Ecoute moi, d’accord ?
- Je t’écoute.
- Je veux que tu mettes des vêtements confortables, des vêtements que tu pourras porter plusieurs jours d’affilée. Ensuite, je veux que tu glisses autant d’argent que possible dans ton portefeuille et que tu quittes la propriété. Je me moque de ce que tu raconteras à Grimes, contente-toi de faire ce que je te dis. D’accord ? »
Elle finit par comprendre (qu’il faut faire ce qu’il dit). Car, entre temps, tout est devenu clair pour Constantin : le mec qui l’a pris en stop (celui qu’est pas une tantouse) est en fait, tenez-vous bien, le papa de Delia qu’elle n’a jamais connu, et c’est aussi l’ancien camarade de régiment du chef des truands avec qui précisément Delia s’est acoquinée. Vous suivez ? Non ? C’est pas grave. Retenez simplement que privée de son géniteur, elle erre depuis lors d’hommes en hommes, à la recherche du Père. Ca, notre Tintin de la psychanalyse l’a bien compris.
« Constantin pensa à Grimes, ce substitut au père qu’elle n’avait jamais connu. Couplée avec l’argent, leur relation devenait plus compréhensible ».
Avançons. Sitôt raccroché, Constantin va voir son meilleur pote et lui dit :
« Elle m’attend au guichet Amtrack. Prélève l’argent nécessaire pour lui acheter un billet direction La Nouvelle Orléans et mets-là dans le train ce soir même ».
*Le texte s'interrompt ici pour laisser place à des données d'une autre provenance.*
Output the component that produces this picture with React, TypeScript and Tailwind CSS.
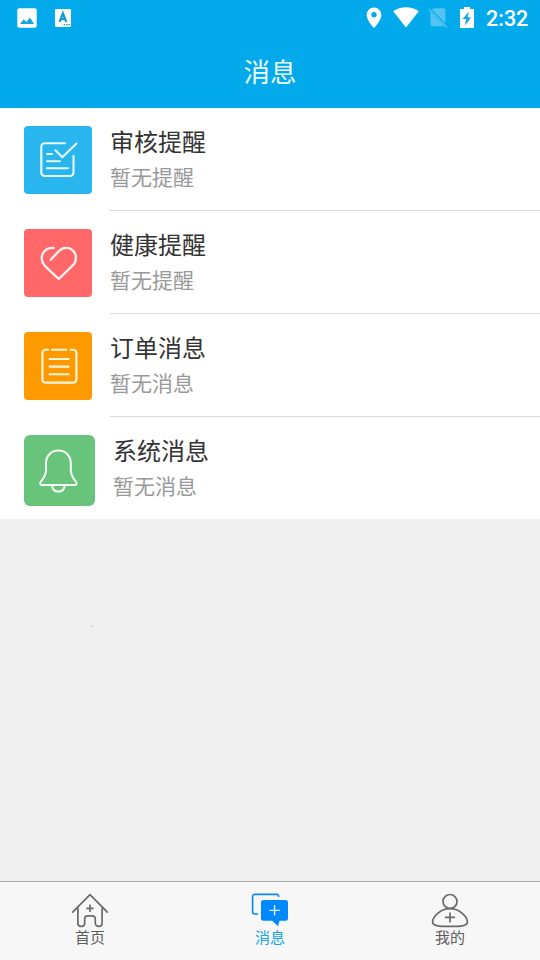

Pas sûr, en effet, que Delia sache prendre son billet toute seule, ou qu’elle ne se trompe pas de destination. Et Constantin, qui a promis de la rejoindre à 9h30 au départ de son train ? C’est un héros, n’oubliez pas. Pas le genre à prendre les transports en commun, sa Dodge l’attend dans la rue. Plutôt que de déverser son reliquat dans un minable confort conjugal, il choisit d’aller sauver le monde, et, en pleine mission, finit par se faire buter. Héros solitaire un jour, héros solitaire toujours.
Le chien qui vendait des chaussures : un roman léger pour les vacances ? Non. Un reliquat de polar qui goutte encore sur nos parquets. Il est temps de faire le ménage.